--- a/thys/Paper/Paper.thy	Tue Mar 08 00:45:09 2016 +0000
+++ b/thys/Paper/Paper.thy	Tue Mar 08 05:03:47 2016 +0000
@@ -155,32 +155,29 @@
 the priority rule a keyword token, not an identifier token---even if @{text
 "r\<^bsub>id\<^esub>"} matches also.\bigskip
 
-\noindent {\bf Contributions:} (NOT DONE YET) We have implemented in
-Isabelle/HOL the derivative-based regular expression matching algorithm as
-described by Sulzmann and Lu \cite{Sulzmann2014}. We have proved the
-correctness of this algorithm according to our specification of what a POSIX
-value is. Sulzmann and Lu sketch in \cite{Sulzmann2014} an informal
-correctness proof: but to us it contains unfillable gaps.
-
-informal correctness proof given in \cite{Sulzmann2014} is in final
-form\footnote{} and to us contains unfillable gaps.
-
+\noindent {\bf Contributions:} We have implemented in Isabelle/HOL the
+derivative-based regular expression matching algorithm as described by
+Sulzmann and Lu \cite{Sulzmann2014}. We have proved the correctness of this
+algorithm according to our specification of what a POSIX value is. Sulzmann
+and Lu sketch in \cite{Sulzmann2014} an informal correctness proof: but to
+us it contains unfillable gaps.\footnote{An extended version of
+\cite{Sulzmann2014} is available at the website of its first author; this
+extended version already includes remarks in the appendix that their
+informal proof contains gaps, and possible fixes are not fully worked out.}
 Our specification of a POSIX value consists of a simple inductive definition
 that given a string and a regular expression uniquely determines this value.

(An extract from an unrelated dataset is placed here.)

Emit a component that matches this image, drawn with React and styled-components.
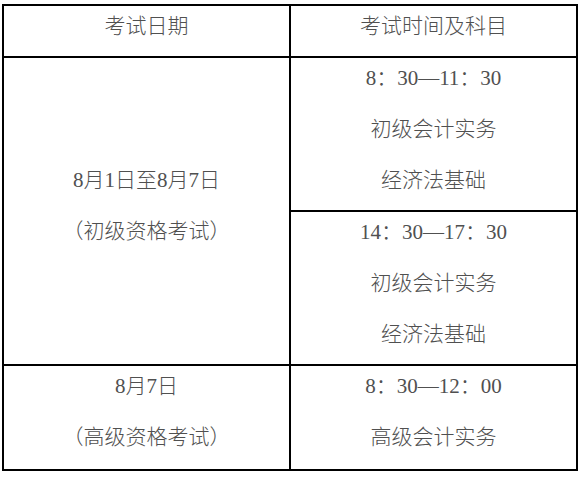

 Derivatives as calculated by Brzozowski's method are usually more complex
 regular expressions than the initial one; various optimisations are
-possible, such as the simplifications of @{term "ALT ZERO r"}, @{term "ALT r
-ZERO"}, @{term "SEQ ONE r"} and @{term "SEQ r ONE"} to @{term r}. One of the
-advantages of having a simple specification and correctness proof is that
-the latter can be refined to allow for such optimisations and simple
-correctness proof.
+possible. We prove the correctness when simplifications of @{term "ALT ZERO
+r"}, @{term "ALT r ZERO"}, @{term "SEQ ONE r"} and @{term "SEQ r ONE"} to
+@{term r} are applied.
 
-An extended version of \cite{Sulzmann2014} is available at the website of
-its first author; this includes some ``proofs'', claimed in
-\cite{Sulzmann2014} to be ``rigorous''. Since these are evidently not in
-final form, we make no comment thereon, preferring to give general reasons
-for our belief that the approach of \cite{Sulzmann2014} is problematic
-rather than to discuss details of unpublished work.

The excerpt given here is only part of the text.